## Exercise objective
Write out the listing, please, but only from its first line through the line containing "border border-t-[#f7f7f7] border-l-[#f7f7f7]", exactly as given and without pictures.

━━━ Recorded information ━━━

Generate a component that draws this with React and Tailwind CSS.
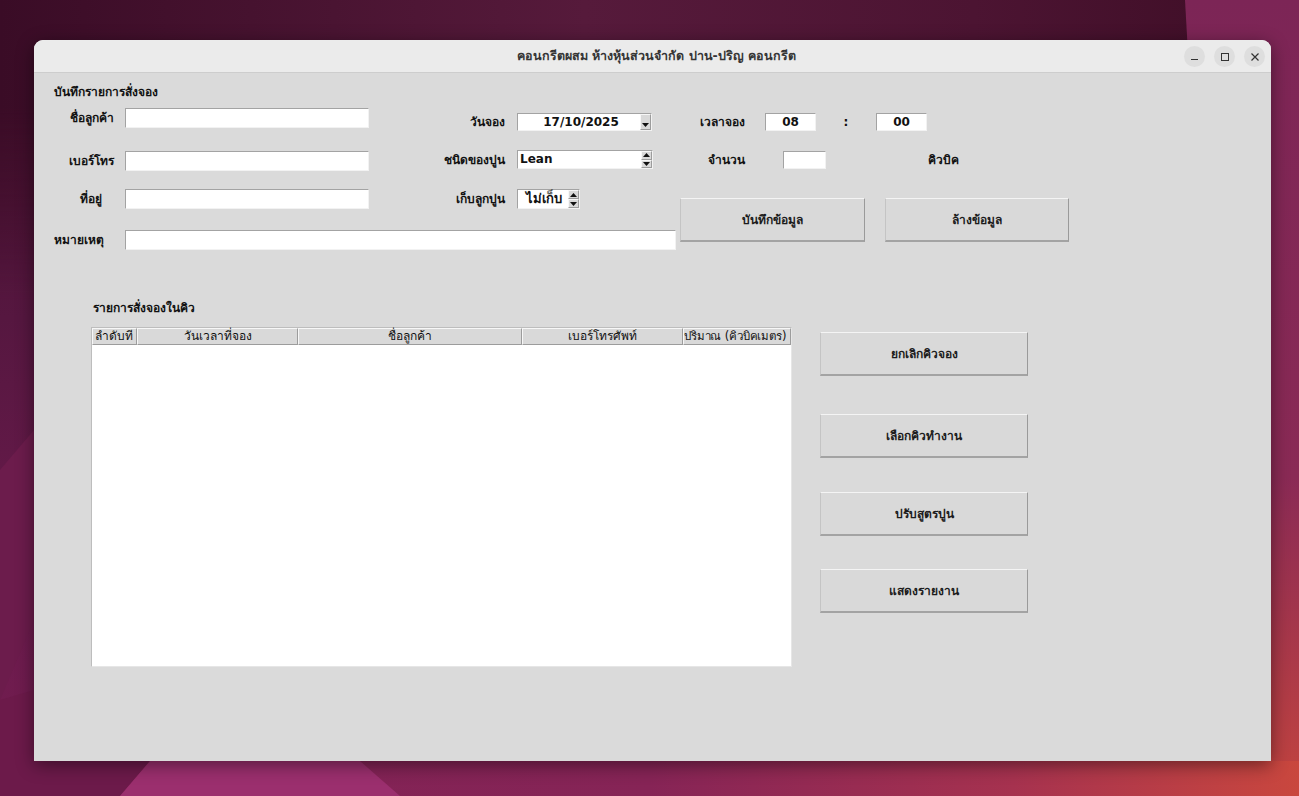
import React from "react";

const FONT = { fontFamily: "Tahoma, 'DejaVu Sans', 'Noto Sans', sans-serif" };

const sunken = "bg-white border border-t-[#a3a3a3] border-l-[#a3a3a3] border-b-[#f2f2f2] border-r-[#f2f2f2]";
const raised = "bg-[#d9d9d9] border border-t-[#f7f7f7] border-l-[#f7f7f7] border-b-[#9c9c9c] border-r-[#9c9c9c]";

function Arrow({ up }) {
  return (
    <svg width="7" height="4" viewBox="0 0 7 4" className="block">
      {up ? <polygon points="0,4 7,4 3.5,0" fill="#111" /> : <polygon points="0,0 7,0 3.5,4" fill="#111" />}
    </svg>
  );
}

function SpinArrows() {
  return (
    <div className="flex flex-col w-[11px] h-full">
      <div className={`${raised} flex-1 flex items-center justify-center`}><Arrow up /></div>
      <div className={`${raised} flex-1 flex items-center justify-center`}><Arrow /></div>
    </div>
  );
}

function Btn({ children, className = "" }) {
  return (
    <div className={`bg-[#d9d9d9] border border-t-[#f4f4f4] border-l-[#c4c4c4] border-r-[#9a9a9a] border-b-2 border-b-[#a3a3a3] flex items-center justify-center text-[12px] font-bold text-[#1c1c1c] ${className}`}>
      {children}
    </div>
  );
}

function Wallpaper() {
  return (
    <svg className="absolute inset-0" width="1299" height="796" viewBox="0 0 1299 796">
      <defs>
        <linearGradient id="base" x1="0" y1="0" x2="0" y2="1">
          <stop offset="0" stopColor="#48112f" />
          <stop offset="0.4" stopColor="#561740" />
          <stop offset="0.75" stopColor="#6b1b4d" />
          <stop offset="1" stopColor="#741d50" />
        </linearGradient>
        <linearGradient id="top" x1="0" y1="0" x2="1" y2="0">
          <stop offset="0" stopColor="#3a0c26" />
          <stop offset="0.45" stopColor="#561a3b" />
          <stop offset="0.75" stopColor="#4c1432" />
          <stop offset="1" stopColor="#3d0d25" />
        </linearGradient>
        <linearGradient id="fade" x1="0" y1="0" x2="0" y2="1">
          <stop offset="0" stopColor="#fff" />
          <stop offset="0.35" stopColor="#fff" />
          <stop offset="1" stopColor="#000" />
        </linearGradient>
        <mask id="topmask">
          <rect width="1299" height="300" fill="url(#fade)" />
        </mask>
        <linearGradient id="bottom" x1="0" y1="0" x2="1" y2="0">
          <stop offset="0" stopColor="#7f2255" />
          <stop offset="0.5" stopColor="#862456" />
          <stop offset="0.78" stopColor="#a6324f" />
          <stop offset="1" stopColor="#c9473e" />
        </linearGradient>
        <linearGradient id="right" x1="0" y1="0" x2="0" y2="1">
          <stop offset="0" stopColor="#7c2556" />
          <stop offset="0.6" stopColor="#8a2a55" />
          <stop offset="1" stopColor="#c3443f" />
        </linearGradient>
      </defs>
      <rect width="1299" height="796" fill="url(#base)" />
      <rect width="1299" height="300" fill="url(#top)" mask="url(#topmask)" />
      <polygon points="1185,0 1299,0 1299,796 1230,796" fill="url(#right)" />
      <polygon points="0,470 34,430 34,620 0,700" fill="#6c1c4c" />
      <rect x="0" y="761" width="1299" height="35" fill="url(#bottom)" />
      <polygon points="0,700 34,690 34,761 150,761 120,796 0,796" fill="#6c1a4a" />
      <polygon points="150,761 360,761 400,796 120,796" fill="#9b2f6e" />
    </svg>
  );
}

function Window() {
  return (
    <div className="absolute left-[34px] top-[40px] w-[1237px] h-[721px] rounded-t-[9px] overflow-hidden shadow-[0_4px_18px_rgba(0,0,0,0.45)] flex flex-col bg-[#dadada]">
      <div className="h-[33px] bg-[#ebebeb] border-b border-[#cdcdcd] flex items-center relative shrink-0">
        <div className="flex-1 text-center text-[12.5px] font-semibold text-[#353535] pl-[8px]">
          คอนกรีตผสม ห้างหุ้นส่วนจำกัด ปาน-ปริญ คอนกรีต
        </div>
        <div className="absolute right-[6px] top-[6px] flex gap-[9px]">
          <div className="w-[21px] h-[21px] rounded-full bg-[#dedede] flex items-center justify-center">
            <div className="w-[7px] h-[1px] bg-[#333] mt-[5px]" />
          </div>
          <div className="w-[21px] h-[21px] rounded-full bg-[#dedede] flex items-center justify-center">
            <div className="w-[8px] h-[8px] border border-[#333]" />
          </div>
          <div className="w-[21px] h-[21px] rounded-full bg-[#dedede] flex items-center justify-center">
            <svg width="8" height="8" viewBox="0 0 8 8"><path d="M0.5 0.5 L7.5 7.5 M7.5 0.5 L0.5 7.5" stroke="#333" strokeWidth="1.2" /></svg>
          </div>
        </div>
      </div>

      <div className="flex-1 pl-[20px] text-[12px] text-[#111]">
        <div className="pt-[11px] h-[27px] leading-[16px] font-bold">บันทึกรายการสั่งจอง</div>

        <div className="flex">
          {/* left + middle fields */}
          <div className="w-[622px] flex flex-col">
            <div className="flex">
              <div className="flex flex-col font-bold">
                <div className="mt-[8px] h-[20px] flex items-center">
                  <div className="w-[71px] text-center pl-[4px]">ชื่อลูกค้า</div>
                  <div className={`${sunken} w-[244px] h-full`} />
                </div>
                <div className="mt-[23px] h-[20px] flex items-center">
                  <div className="w-[71px] text-center pl-[4px]">เบอร์โทร</div>
                  <div className={`${sunken} w-[244px] h-full`} />
                </div>
                <div className="mt-[18px] h-[20px] flex items-center">
                  <div className="w-[71px] text-center pl-[2px]">ที่อยู่</div>
                  <div className={`${sunken} w-[244px] h-full`} />
                </div>
              </div>

              <div className="ml-[36px] flex flex-col font-bold">
                <div className="mt-[13px] h-[18px] flex items-center">
                  <div className="w-[100px] text-right mr-[12px]">วันจอง</div>
                  <div className={`${sunken} w-[135px] h-full flex items-stretch`}>
                    <div className="flex-1 text-center leading-[16px] pl-[4px]">17/10/2025</div>
                    <div className={`${raised} w-[11px] flex items-end justify-center pb-[2px]`}><Arrow /></div>
                  </div>
                </div>
                <div className="mt-[19px] h-[19px] flex items-center">
                  <div className="w-[100px] text-right mr-[12px]">ชนิดของปูน</div>
                  <div className={`${sunken} w-[136px] h-full flex items-stretch`}>
                    <div className="flex-1 pl-[2px] leading-[17px]">Lean</div>
                    <SpinArrows />
                  </div>
                </div>
                <div className="mt-[20px] h-[20px] flex items-center">
                  <div className="w-[100px] text-right mr-[12px]">เก็บลูกปูน</div>
                  <div className={`${sunken} w-[63px] h-full flex items-stretch`}>
                    <div className="flex-1 pl-[8px] leading-[18px] text-[13px]">ไม่เก็บ</div>
                    <SpinArrows />
                  </div>
                </div>
              </div>
            </div>

            <div className="mt-[21px] h-[20px] flex items-center font-bold">
              <div className="w-[71px]">หมายเหตุ</div>
              <div className={`${sunken} w-[551px] h-full`} />
            </div>
          </div>

          {/* right fields */}
          <div className="ml-[4px] flex flex-col font-bold">
            <div className="mt-[13px] h-[18px] flex items-center">
              <div className="w-[85px] text-center">เวลาจอง</div>
              <div className={`${sunken} w-[51px] h-full text-center leading-[16px]`}>08</div>
              <div className="w-[60px] text-center">:</div>
              <div className={`${sunken} w-[51px] h-full text-center leading-[16px]`}>00</div>
            </div>
            <div className="mt-[20px] h-[18px] flex items-center">
              <div className="w-[103px] pl-[28px]">จำนวน</div>
              <div className={`${sunken} w-[43px] h-full`} />
              <div className="ml-[102px]">คิวบิค</div>
            </div>
            <div className="mt-[29px] flex gap-[20px]">
              <Btn className="w-[185px] h-[44px]">บันทึกข้อมูล</Btn>
              <Btn className="w-[184px] h-[44px]">ล้างข้อมูล</Btn>
            </div>
          </div>
        </div>

        <div className="mt-[50px] ml-[39px] h-[16px] leading-[16px] font-bold">รายการสั่งจองในคิว</div>

        <div className="mt-[11px] ml-[37px] flex">
          <div className="w-[701px] h-[340px] bg-white border border-t-[#bdbdbd] border-l-[#bdbdbd] border-b-[#e6e6e6] border-r-[#e6e6e6] flex flex-col">
            <div className="h-[17px] flex text-[12px] leading-[15px] bg-[#d9d9d9] shrink-0">
              <div className={`${raised} w-[45px] pl-[2px] whitespace-nowrap overflow-hidden`}>ลำดับที่</div>
              <div className={`${raised} w-[161px] text-center`}>วันเวลาที่จอง</div>
              <div className={`${raised} w-[224px] text-center`}>ชื่อลูกค้า</div>
              <div className={`${raised} w-[161px] text-center`}>เบอร์โทรศัพท์</div>
              <div className={`${raised} flex-1 whitespace-nowrap overflow-hidden text-[11.5px] tracking-[-0.15px]`}>ปริมาณ (คิวบิคเมตร)</div>
            </div>
            <div className="flex-1 bg-white" />
          </div>

          <div className="ml-[28px] flex flex-col">
            <Btn className="mt-[5px] w-[208px] h-[44px]">ยกเลิกคิวจอง</Btn>
            <Btn className="mt-[38px] w-[208px] h-[44px]">เลือกคิวทำงาน</Btn>
            <Btn className="mt-[34px] w-[208px] h-[44px]">ปรับสูตรปูน</Btn>
            <Btn className="mt-[33px] w-[208px] h-[44px]">แสดงรายงาน</Btn>
          </div>
        </div>
      </div>
    </div>
  );
}

export default function App() {
  return (
    <div className="relative w-[1299px] h-[796px] overflow-hidden" style={FONT}>
      <Wallpaper />
      <Window />
    </div>
  );
}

━━━

## Solution for this exercise
Generate a component that draws this with React and Tailwind CSS.
import React from "react";

const FONT = { fontFamily: "Tahoma, 'DejaVu Sans', 'Noto Sans', sans-serif" };

const sunken = "bg-white border border-t-[#a3a3a3] border-l-[#a3a3a3] border-b-[#f2f2f2] border-r-[#f2f2f2]";
const raised = "bg-[#d9d9d9] border border-t-[#f7f7f7] border-l-[#f7f7f7] border-b-[#9c9c9c] border-r-[#9c9c9c]";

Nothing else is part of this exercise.